The peroneal tendons originate from the peroneal muscles of the lower leg and run just behind the bone of the outer ankle, or lateral malleolus. According to the Institute for Foot and Ankle Reconstruction at Mercy, these tendons help keep the ankle from turning too far inward, but are prone to injury from external forces causing ankle sprains and rolls. If the peroneal tendons tear or pop out of alignment so that they shift to the front of the ankle, surgery is usually required to repair them. In cases of severe tearing, new tendon tissue may have to be taken from the leg or a cadaver to replace the damaged tendon.
Wear your short-leg cast as directed by your surgeon. The Active Motion Physical Therapy website explains that casts are often worn for up to four weeks post-surgery.
Follow your surgeon's weight-bearing instructions. Most don't want you to place any weight on the foot at all for the first day, while others, like foot and ankle specialist Dr. George Lian, will ask you to stay non-weight bearing for up to a week after surgery. Use your crutches to keep your weight off your affected foot.

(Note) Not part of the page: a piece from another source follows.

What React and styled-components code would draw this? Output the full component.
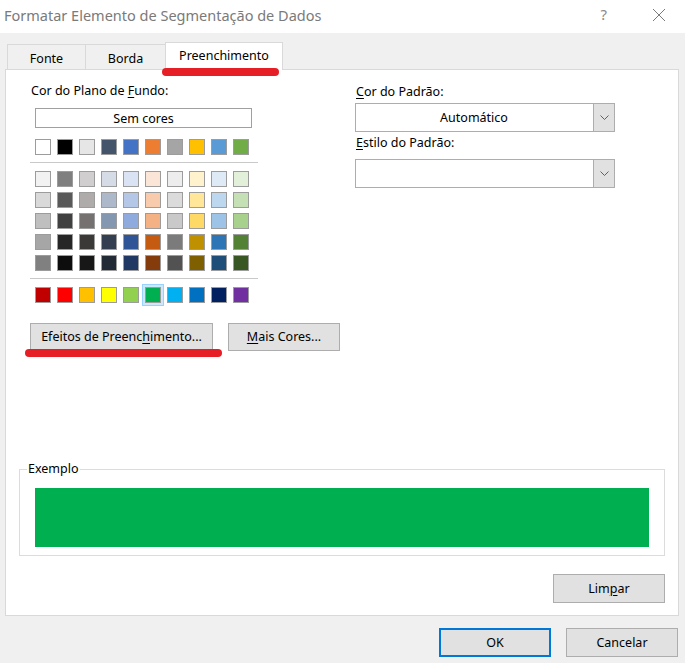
import React from 'react'
import styled, { createGlobalStyle, css } from 'styled-components'

const GlobalStyle = createGlobalStyle`
  html, body {
    margin: 0;
    padding: 0;
    background: #f0f0f0;
  }
  body {
    font-family: "Noto Sans", "Liberation Sans", sans-serif;
    font-size: 12.5px;
    color: #000;
  }
  * { box-sizing: border-box; }
`

const themeRow = ['#FFFFFF', '#000000', '#E7E6E6', '#44546A', '#4472C4', '#ED7D31', '#A5A5A5', '#FFC000', '#5B9BD5', '#70AD47']

const tintRows = [
  ['#F2F2F2', '#7F7F7F', '#D0CECE', '#D6DCE5', '#DAE3F3', '#FBE5D6', '#EDEDED', '#FFF2CC', '#DEEBF7', '#E2F0D9'],
  ['#D9D9D9', '#595959', '#AFABAB', '#ADB9CA', '#B4C7E7', '#F8CBAD', '#DBDBDB', '#FFE699', '#BDD7EE', '#C5E0B4'],
  ['#BFBFBF', '#404040', '#767171', '#8497B0', '#8FAADC', '#F4B183', '#C9C9C9', '#FFD966', '#9DC3E6', '#A9D18E'],
  ['#A6A6A6', '#262626', '#3B3838', '#333F50', '#2F5597', '#C55A11', '#7B7B7B', '#BF9000', '#2E75B6', '#548235'],
  ['#808080', '#0D0D0D', '#171717', '#222A35', '#203864', '#843C0C', '#525252', '#7F6000', '#1F4E79', '#385723'],
]

const standardRow = ['#C00000', '#FF0000', '#FFC000', '#FFFF00', '#92D050', '#00B050', '#00B0F0', '#0070C0', '#002060', '#7030A0']

const Dialog = styled.div`
  width: 685px;
  height: 663px;
  background: #f0f0f0;
  display: flex;
  flex-direction: column;
  overflow: hidden;
`

const TitleBar = styled.div`
  height: 33px;
  background: #fff;
  display: flex;
  align-items: center;
  padding: 0 0 4px 4px;
`

const Title = styled.div`
  flex: 1;
  font-size: 14.5px;
  color: #7a7a7a;
`

const TitleButtons = styled.div`
  display: flex;
  align-items: center;
  gap: 45px;
  padding-right: 19px;
`

const HelpMark = styled.span`
  font-size: 15px;
  color: #8a8a8a;
  padding-bottom: 2px;
`

const Body = styled.div`
  padding: 9px 6px 0 5px;
`

const TabStrip = styled.div`
  display: flex;
  align-items: flex-end;
  height: 27px;
  padding-left: 2px;
  position: relative;
  z-index: 1;
`

const Tab = styled.div`
  position: relative;
  width: ${p => p.$w}px;
  height: 25px;
  border: 1px solid #d9d9d9;
  border-bottom: none;
  border-right: none;
  background: #f0f0f0;
  text-align: center;
  line-height: 24px;
  padding-top: 2px;
  ${p => p.$active && css`
    height: 28px;
    margin-bottom: -1px;
    background: #fff;
    border-right: 1px solid #d9d9d9;
    padding-top: 1px;
  `}
`

const Mark = styled.span`
  position: absolute;
  left: ${p => p.$left}px;
  top: ${p => p.$top}px;
  width: ${p => p.$w}px;
  height: 8px;
  border-radius: 4px;
  background: #e61e25;
`

const Panel = styled.div`
  height: 547px;
  background: #fff;
  border: 1px solid #d9d9d9;
  display: flex;
  flex-direction: column;
`

const TopRow = styled.div`
  display: flex;
  padding: 13px 0 0 24px;
`

const LeftCol = styled.div`
  width: 228px;
  flex-shrink: 0;
  display: flex;
  flex-direction: column;
`

const RightCol = styled.div`
  width: 260px;
  flex-shrink: 0;
  margin-left: 97px;
  display: flex;
  flex-direction: column;
`

const Label = styled.div`
  line-height: 16px;
  padding-left: 1px;
  white-space: nowrap;
  margin-top: ${p => p.$mt || 0}px;
`

const Mn = styled.span`
  text-decoration: underline;
  text-underline-offset: 2px;
  text-decoration-thickness: 1px;
`

const NoColor = styled.div`
  width: 217px;
  height: 20px;
  margin: 9px 0 0 5px;
  border: 1px solid #a0a0a0;
  text-align: center;
  line-height: 17px;
  padding-top: 1px;
`

const SwatchRow = styled.div`
  display: flex;
  gap: 6px;
  padding-left: 5px;
  margin-top: ${p => p.$mt || 0}px;
`

const SwatchGrid = styled.div`
  display: flex;
  flex-direction: column;
  gap: 5px;
  margin-top: 8px;
`

const Swatch = styled.div`
  width: 16px;
  height: 16px;
  flex-shrink: 0;
  border: 1px solid #9c9c9c;
  background: ${p => p.$color};
  ${p => p.$selected && css`
    box-shadow: 0 0 0 2px #cce8ff, 0 0 0 3px #99d1ff;
  `}
`

const Separator = styled.div`
  height: 1px;
  background: #c9c9c9;
  margin-top: 7px;
`

const ButtonRow = styled.div`
  display: flex;
  gap: 15px;
  margin-top: 20px;
`

const Button = styled.div`
  position: relative;
  flex-shrink: 0;
  white-space: nowrap;
  width: ${p => p.$w}px;
  height: ${p => p.$h || 28}px;
  background: #e1e1e1;
  border: 1px solid #adadad;
  text-align: center;
  line-height: ${p => (p.$h || 28) - 2}px;
  ${p => p.$default && css`
    border: 2px solid #0078d7;
    line-height: ${(p.$h || 28) - 4}px;
  `}
`

const Combo = styled.div`
  display: flex;
  height: 29px;
  border: 1px solid #adadad;
  background: #fff;
  margin-top: ${p => p.$mt || 0}px;
`

const ComboValue = styled.div`
  flex: 1;
  text-align: center;
  line-height: 27px;
`

const DropButton = styled.div`
  width: 21px;
  margin-left: 1px;
  background: #e1e1e1;
  border-left: 1px solid #adadad;
  display: flex;
  align-items: center;
  justify-content: center;
`

const Group = styled.fieldset`
  margin: 110px 13px 0;
  padding: 0 15px 8px;
  border: 1px solid #dcdcdc;
  min-width: 0;
`

const Legend = styled.legend`
  padding: 0 1px;
  margin-left: -8px;
  line-height: 16px;
`

const Preview = styled.div`
  height: 59px;
  margin-top: 11px;
  background: ${p => p.$color};
`

const PanelActions = styled.div`
  display: flex;
  justify-content: flex-end;
  padding-right: 13px;
  margin-top: 18px;
`

const Footer = styled.div`
  display: flex;
  justify-content: flex-end;
  gap: 15px;
  padding-right: 1px;
  margin-top: 12px;
`

const Chevron = () => (
  <svg width="9" height="5" viewBox="0 0 9 5">
    <polyline points="0.5,0.5 4.5,4.5 8.5,0.5" fill="none" stroke="#606060" strokeWidth="1" />
  </svg>
)

const CloseIcon = () => (
  <svg width="14" height="14" viewBox="0 0 14 14">
    <path d="M1 1 L13 13 M13 1 L1 13" stroke="#7a7a7a" strokeWidth="1" fill="none" />
  </svg>
)

export default function App() {
  const selected = '#00B050'
  return (
    <>
      <GlobalStyle />
      <Dialog>
        <TitleBar>
          <Title>Formatar Elemento de Segmentação de Dados</Title>
          <TitleButtons>
            <HelpMark>?</HelpMark>
            <CloseIcon />
          </TitleButtons>
        </TitleBar>
        <Body>
          <TabStrip>
            <Tab $w={78}>Fonte</Tab>
            <Tab $w={80}>Borda</Tab>
            <Tab $w={118} $active>
              Preenchimento
              <Mark $left={-4} $top={25} $w={117} />
            </Tab>
          </TabStrip>
          <Panel>
            <TopRow>
              <LeftCol>
                <Label>Cor do Plano de <Mn>F</Mn>undo:</Label>
                <NoColor>Sem cores</NoColor>
                <SwatchRow $mt={11}>
                  {themeRow.map(c => <Swatch key={c} $color={c} />)}
                </SwatchRow>
                <Separator />
                <SwatchGrid>
                  {tintRows.map((row, i) => (
                    <SwatchRow key={i}>
                      {row.map(c => <Swatch key={c} $color={c} />)}
                    </SwatchRow>
                  ))}
                </SwatchGrid>
                <Separator />
                <SwatchRow $mt={8}>
                  {standardRow.map(c => <Swatch key={c} $color={c} $selected={c === selected} />)}
                </SwatchRow>
                <ButtonRow>
                  <Button $w={183}>
                    Efeitos de Preenc<Mn>h</Mn>imento...
                    <Mark $left={-6} $top={25} $w={197} />
                  </Button>
                  <Button $w={112}><Mn>M</Mn>ais Cores...</Button>
                </ButtonRow>
              </LeftCol>
              <RightCol>
                <Label $mt={1}><Mn>C</Mn>or do Padrão:</Label>
                <Combo $mt={3}>
                  <ComboValue>Automático</ComboValue>
                  <DropButton><Chevron /></DropButton>
                </Combo>
                <Label $mt={3}><Mn>E</Mn>stilo do Padrão:</Label>
                <Combo $mt={8}>
                  <ComboValue />
                  <DropButton><Chevron /></DropButton>
                </Combo>
              </RightCol>
            </TopRow>
            <Group>
              <Legend>Exemplo</Legend>
              <Preview $color={selected} />
            </Group>
            <PanelActions>
              <Button $w={112} $h={29}>Lim<Mn>p</Mn>ar</Button>
            </PanelActions>
          </Panel>
          <Footer>
            <Button $w={112} $h={29} $default>OK</Button>
            <Button $w={112} $h={29}>Cancelar</Button>
          </Footer>
        </Body>
      </Dialog>
    </>
  )
}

Control swelling by elevating your leg above your heart when you sit or lie down. Swelling can delay recovery, so keeping it in check helps you heal quicker. Once the cast is off, you can further assist with swelling by icing your foot for 20 minutes at a time with a bag of ice wrapped in a thin dishtowel. With your doctor's approval, non-steroidal anti-inflammatories (NSAIDs) can be taken over-the-counter to help alleviate inflammation.
Wear your walking boot as directed by your surgeon once your cast is removed. Follow your weight bearing restrictions, and stay off the foot for long periods of time. Do not try to exercise in your walking boot, and do not try to walk without the boot during the time prescribed.
Begin therapeutic and range-of-motion exercises once the walking boot is discontinued. According to the American College of Foot and Ankle Surgeons, physical therapy plays a crucial role in rehab following peroneal tendon surgery. Perform the ankle, foot, and leg range-of-motion and strengthening exercises prescribed by your physical therapist, working in a pain-free zone. Gradually build up intensity as your specific healing process allows.
Resist the urge to return to vigorous leg exercise, such as running or soccer, too soon. After peroneal surgery, Dr. Lian suggests waiting four to six months before resuming sports.